Definition
A single performance chart in the Pilot's Operating Handbook that calculates landing distance by combining several variables — pressure altitude, temperature, aircraft weight, headwind or tailwind component, and runway condition — onto one continuous graph. The pilot enters the chart with the current conditions and traces a path through each variable to read off the total landing distance and the ground roll required.
Plain English
One chart that lets you work out how much runway you'll need to land, taking all the conditions into account at once instead of using separate charts for each factor.
Context Anchor
Seen in the performance section of an aircraft handbook and in FAA landing chart discussions when deciding whether a runway is long enough for landing.
Derivation
Called "combined" because it merges the calculations that would otherwise require multiple separate tables or graphs into a single working chart.
Why Pilots Care
Allows pilots to verify that the available runway length exceeds the required landing distance under current conditions, preventing runway overruns.
Intuition Check
Do not read “combined” as meaning the chart gives one fixed landing distance for every situation.
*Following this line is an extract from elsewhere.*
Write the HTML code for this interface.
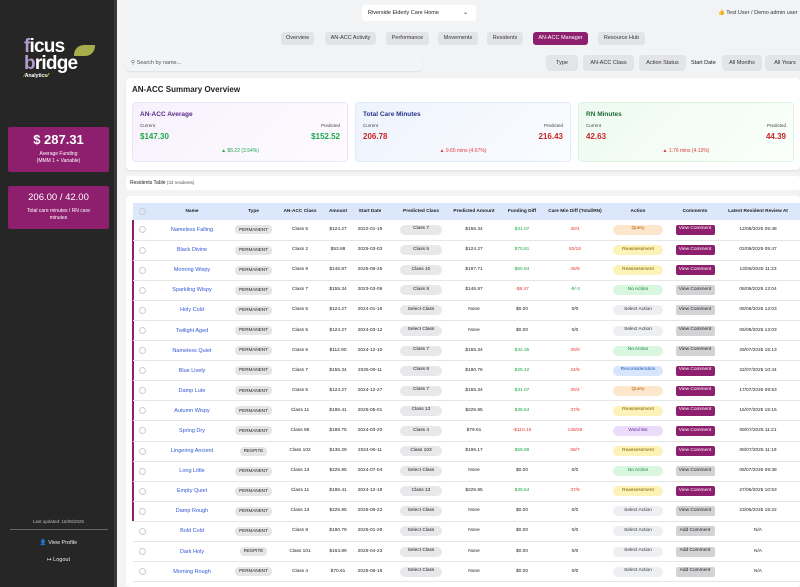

It means the chart combines several changing conditions so the pilot can find the distance for this landing.
Example Sentence 1
Before departure, she used the combined landing distance graph to confirm the destination runway was long enough at the forecast temperature and landing weight.
Example Sentence 2
Using the combined landing distance graph, the calculations showed an additional 800 feet were needed due to the higher landing weight.